Each line of the listing must be transcribed exactly, except for the images, which should be excluded.
━━ Available data
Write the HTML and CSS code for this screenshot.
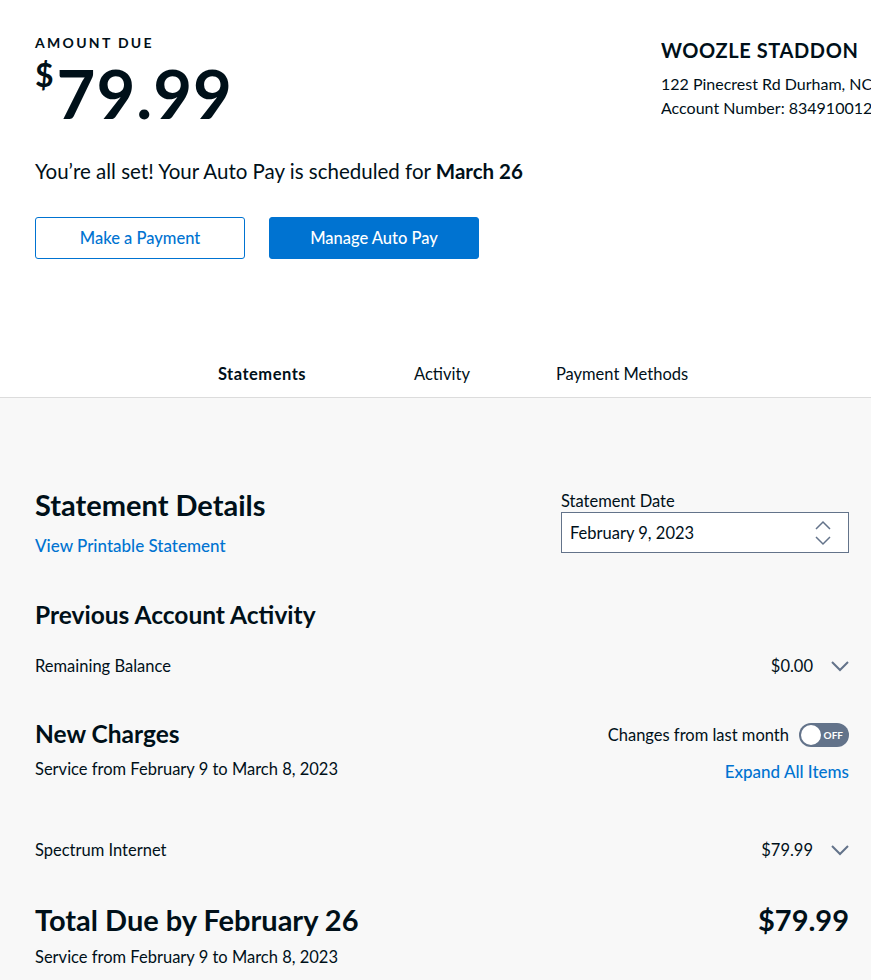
FILE: index.html
```
<!DOCTYPE html>
<html>
<head>
<meta charset="utf-8">
<link rel="stylesheet" href="styles.css">
</head>
<body>
<div class="top">
  <div class="summary">
    <div class="label">AMOUNT DUE</div>
    <div class="amount"><span class="dollar">$</span>79.99</div>
    <p class="autopay">You’re all set! Your Auto Pay is scheduled for <b>March 26</b></p>
    <div class="buttons">
      <button class="btn btn-outline">Make a Payment</button>
      <button class="btn btn-solid">Manage Auto Pay</button>
    </div>
  </div>
  <div class="account">
    <div class="name">WOOZLE STADDON</div>
    <div class="line">122 Pinecrest Rd Durham, NC</div>
    <div class="line">Account Number: 834910012</div>
  </div>
</div>
<nav class="tabs">
  <span class="tab active">Statements</span>
  <span class="tab">Activity</span>
  <span class="tab">Payment Methods</span>
</nav>
<main class="details">
  <div class="row head-row">
    <div>
      <h1 class="h1">Statement Details</h1>
      <a class="link">View Printable Statement</a>
    </div>
    <div class="date-field">
      <div class="date-label">Statement Date</div>
      <div class="select">
        <span>February 9, 2023</span>
        <svg class="updown" width="20" height="28" viewBox="0 0 20 28"><path d="M3 10 L10 3 L17 10" fill="none" stroke="#63738a" stroke-width="1.5"/><path d="M3 18 L10 25 L17 18" fill="none" stroke="#63738a" stroke-width="1.5"/></svg>
      </div>
    </div>
  </div>

  <h2 class="h2 prev">Previous Account Activity</h2>
  <div class="row item">
    <span>Remaining Balance</span>
    <span class="price">$0.00 <svg class="chev" width="18" height="11" viewBox="0 0 18 11"><path d="M1 1 L9 9 L17 1" fill="none" stroke="#63738a" stroke-width="2"/></svg></span>
  </div>

  <div class="row charges">
    <div>
      <h2 class="h2">New Charges</h2>
      <div class="sub">Service from February 9 to March 8, 2023</div>
    </div>
    <div class="right-col">
      <div class="changes">Changes from last month <span class="toggle"><span class="knob"></span><span class="off">OFF</span></span></div>
      <a class="link">Expand All Items</a>
    </div>
  </div>

  <div class="row item internet">
    <span>Spectrum Internet</span>
    <span class="price">$79.99 <svg class="chev" width="18" height="11" viewBox="0 0 18 11"><path d="M1 1 L9 9 L17 1" fill="none" stroke="#63738a" stroke-width="2"/></svg></span>
  </div>

  <div class="row total">
    <h1 class="h1">Total Due by February 26</h1>
    <span class="h1">$79.99</span>
  </div>
  <div class="sub">Service from February 9 to March 8, 2023</div>
</main>
</body>
</html>
```
FILE: styles.css
```
html, body {
  margin: 0;
  padding: 0;
  overflow: hidden;
}
body {
  font-family: Lato, "Open Sans", sans-serif;
  color: #001019;
  background: #f8f8f8;
  width: 871px;
}
.top {
  background: #fff;
  display: flex;
  padding: 34px 0 0 35px;
  height: 306px;
}
.summary {
  flex: 1;
}
.label {
  font-size: 14px;
  font-weight: 700;
  letter-spacing: 2.3px;
  line-height: 17px;
}
.amount {
  font-size: 67px;
  font-weight: 700;
  line-height: 72px;
  margin-top: 6px;
  letter-spacing: 1px;
}
.dollar {
  font-size: 32px;
  vertical-align: top;
  line-height: 36px;
  margin-right: 2px;
}
.autopay {
  font-size: 20.5px;
  margin: 29px 0 0;
  line-height: 26px;
}
.autopay b { font-weight: 700; }
.buttons {
  display: flex;
  gap: 24px;
  margin-top: 33px;
}
.btn {
  width: 210px;
  height: 42px;
  border-radius: 3px;
  font-family: inherit;
  font-size: 16.5px;
  font-weight: 500;
}
.btn-outline {
  background: #fff;
  border: 1px solid #0073d1;
  color: #0073d1;
}
.btn-solid {
  background: #0073d1;
  border: 1px solid #0073d1;
  color: #fff;
}
.account {
  width: 210px;
  white-space: nowrap;
  overflow: hidden;
  padding-top: 4px;
}
.name {
  font-size: 20px;
  font-weight: 700;
  letter-spacing: 0.6px;
  line-height: 24px;
  margin-bottom: 10px;
}
.line {
  font-size: 16px;
  line-height: 24px;
}
.tabs {
  background: #fff;
  display: flex;
  justify-content: center;
  padding-left: 13px;
  height: 57px;
  border-bottom: 1px solid #dcdcdc;
}
.tab {
  width: 180px;
  text-align: center;
  font-size: 16.5px;
  line-height: 20px;
  padding-top: 24px;
}
.tab.active { font-weight: 700; letter-spacing: 0.5px; }
.details {
  padding: 90px 22px 0 35px;
}
.row {
  display: flex;
  justify-content: space-between;
}
.h1 {
  font-size: 29px;
  font-weight: 700;
  margin: 0;
  line-height: 34px;
}
.h2 {
  font-size: 24.5px;
  font-weight: 700;
  margin: 0;
  line-height: 30px;
}
.link {
  display: block;
  color: #0073d1;
  font-size: 17px;
  font-weight: 500;
  margin-top: 14px;
  line-height: 20px;
}
.date-field {
  width: 288px;
  margin-top: 3px;
}
.date-label {
  font-size: 16.5px;
  line-height: 20px;
  margin-bottom: 1px;
}
.select {
  height: 39px;
  border: 1px solid #63738a;
  background: #fff;
  display: flex;
  align-items: center;
  justify-content: space-between;
  padding: 0 15px 0 8px;
  font-size: 16.5px;
}
.prev {
  margin-top: 44px;
}
.item {
  font-size: 16.5px;
  margin-top: 26px;
  align-items: center;
  line-height: 20px;
}
.price {
  display: flex;
  align-items: center;
  gap: 18px;
}
.charges {
  margin-top: 43px;
}
.sub {
  font-size: 16.5px;
  line-height: 20px;
  margin-top: 10px;
}
.right-col {
  text-align: right;
}
.changes {
  display: flex;
  align-items: center;
  gap: 10px;
  font-size: 16.5px;
  margin-top: 4px;
}
.toggle {
  width: 50px;
  height: 24px;
  border-radius: 12px;
  background: #63738a;
  position: relative;
  display: inline-block;
}
.knob {
  position: absolute;
  left: 2px;
  top: 2px;
  width: 20px;
  height: 20px;
  border-radius: 50%;
  background: #fff;
}
.off {
  position: absolute;
  right: 6px;
  top: 6px;
  font-size: 10px;
  line-height: 12px;
  font-weight: 700;
  color: #fff;
}
.right-col .link {
  margin-top: 15px;
}
.internet {
  margin-top: 58px;
}
.total {
  margin-top: 43px;
}
```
━━━━
The answer:
Write the HTML and CSS code for this screenshot.
FILE: index.html
```
<!DOCTYPE html>
<html>
<head>
<meta charset="utf-8">
<link rel="stylesheet" href="styles.css">
</head>
<body>
<div class="top">
  <div class="summary">
    <div class="label">AMOUNT DUE</div>
    <div class="amount"><span class="dollar">$</span>79.99</div>
    <p class="autopay">You’re all set! Your Auto Pay is scheduled for <b>March 26</b></p>
    <div class="buttons">
      <button class="btn btn-outline">Make a Payment</button>
      <button class="btn btn-solid">Manage Auto Pay</button>
    </div>
  </div>
  <div class="account">
    <div class="name">WOOZLE STADDON</div>
    <div class="line">122 Pinecrest Rd Durham, NC</div>
    <div class="line">Account Number: 834910012</div>
  </div>
</div>
<nav class="tabs">
  <span class="tab active">Statements</span>
  <span class="tab">Activity</span>
  <span class="tab">Payment Methods</span>
</nav>
<main class="details">
  <div class="row head-row">
    <div>
      <h1 class="h1">Statement Details</h1>
      <a class="link">View Printable Statement</a>
    </div>
    <div class="date-field">
      <div class="date-label">Statement Date</div>
      <div class="select">
        <span>February 9, 2023</span>
        <svg class="updown" width="20" height="28" viewBox="0 0 20 28"><path d="M3 10 L10 3 L17 10" fill="none" stroke="#63738a" stroke-width="1.5"/><path d="M3 18 L10 25 L17 18" fill="none" stroke="#63738a" stroke-width="1.5"/></svg>
      </div>
    </div>
  </div>

  <h2 class="h2 prev">Previous Account Activity</h2>
  <div class="row item">
    <span>Remaining Balance</span>
    <span class="price">$0.00 <svg class="chev" width="18" height="11" viewBox="0 0 18 11"><path d="M1 1 L9 9 L17 1" fill="none" stroke="#63738a" stroke-width="2"/></svg></span>
  </div>

  <div class="row charges">
    <div>
      <h2 class="h2">New Charges</h2>
      <div class="sub">Service from February 9 to March 8, 2023</div>
    </div>
    <div class="right-col">
      <div class="changes">Changes from last month <span class="toggle"><span class="knob"></span><span class="off">OFF</span></span></div>
      <a class="link">Expand All Items</a>
    </div>
  </div>

  <div class="row item internet">
    <span>Spectrum Internet</span>
    <span class="price">$79.99 <svg class="chev" width="18" height="11" viewBox="0 0 18 11"><path d="M1 1 L9 9 L17 1" fill="none" stroke="#63738a" stroke-width="2"/></svg></span>
  </div>

  <div class="row total">
    <h1 class="h1">Total Due by February 26</h1>
    <span class="h1">$79.99</span>
  </div>
  <div class="sub">Service from February 9 to March 8, 2023</div>
</main>
</body>
</html>
```
FILE: styles.css
```
html, body {
  margin: 0;
  padding: 0;
  overflow: hidden;
}
body {
  font-family: Lato, "Open Sans", sans-serif;
  color: #001019;
  background: #f8f8f8;
  width: 871px;
}
.top {
  background: #fff;
  display: flex;
  padding: 34px 0 0 35px;
  height: 306px;
}
.summary {
  flex: 1;
}
.label {
  font-size: 14px;
  font-weight: 700;
  letter-spacing: 2.3px;
  line-height: 17px;
}
.amount {
  font-size: 67px;
  font-weight: 700;
  line-height: 72px;
  margin-top: 6px;
  letter-spacing: 1px;
}
.dollar {
  font-size: 32px;
  vertical-align: top;
  line-height: 36px;
  margin-right: 2px;
}
.autopay {
  font-size: 20.5px;
  margin: 29px 0 0;
  line-height: 26px;
}
.autopay b { font-weight: 700; }
.buttons {
  display: flex;
  gap: 24px;
  margin-top: 33px;
}
.btn {
  width: 210px;
  height: 42px;
  border-radius: 3px;
  font-family: inherit;
  font-size: 16.5px;
  font-weight: 500;
}
.btn-outline {
  background: #fff;
  border: 1px solid #0073d1;
  color: #0073d1;
}
.btn-solid {
  background: #0073d1;
  border: 1px solid #0073d1;
  color: #fff;
}
.account {
  width: 210px;
  white-space: nowrap;
  overflow: hidden;
  padding-top: 4px;
}
.name {
  font-size: 20px;
  font-weight: 700;
  letter-spacing: 0.6px;
  line-height: 24px;
  margin-bottom: 10px;
}
.line {
  font-size: 16px;
  line-height: 24px;
}
.tabs {
  background: #fff;
  display: flex;
  justify-content: center;
  padding-left: 13px;
  height: 57px;
  border-bottom: 1px solid #dcdcdc;
}
.tab {
  width: 180px;
  text-align: center;
  font-size: 16.5px;
  line-height: 20px;
  padding-top: 24px;
}
.tab.active { font-weight: 700; letter-spacing: 0.5px; }
.details {
  padding: 90px 22px 0 35px;
}
.row {
  display: flex;
  justify-content: space-between;
}
.h1 {
  font-size: 29px;
  font-weight: 700;
  margin: 0;
  line-height: 34px;
}
.h2 {
  font-size: 24.5px;
  font-weight: 700;
  margin: 0;
  line-height: 30px;
}
.link {
  display: block;
  color: #0073d1;
  font-size: 17px;
  font-weight: 500;
  margin-top: 14px;
  line-height: 20px;
}
.date-field {
  width: 288px;
  margin-top: 3px;
}
.date-label {
  font-size: 16.5px;
  line-height: 20px;
  margin-bottom: 1px;
}
.select {
  height: 39px;
  border: 1px solid #63738a;
  background: #fff;
  display: flex;
  align-items: center;
  justify-content: space-between;
  padding: 0 15px 0 8px;
  font-size: 16.5px;
}
.prev {
  margin-top: 44px;
}
.item {
  font-size: 16.5px;
  margin-top: 26px;
  align-items: center;
  line-height: 20px;
}
.price {
  display: flex;
  align-items: center;
  gap: 18px;
}
.charges {
  margin-top: 43px;
}
.sub {
  font-size: 16.5px;
  line-height: 20px;
  margin-top: 10px;
}
.right-col {
  text-align: right;
}
.changes {
  display: flex;
  align-items: center;
  gap: 10px;
  font-size: 16.5px;
  margin-top: 4px;
}
.toggle {
  width: 50px;
  height: 24px;
  border-radius: 12px;
  background: #63738a;
  position: relative;
  display: inline-block;
}
.knob {
  position: absolute;
  left: 2px;
  top: 2px;
  width: 20px;
  height: 20px;
  border-radius: 50%;
  background: #fff;
}
.off {
  position: absolute;
  right: 6px;
  top: 6px;
  font-size: 10px;
  line-height: 12px;
  font-weight: 700;
  color: #fff;
}
.right-col .link {
  margin-top: 15px;
}
.internet {
  margin-top: 58px;
}
.total {
  margin-top: 43px;
}
```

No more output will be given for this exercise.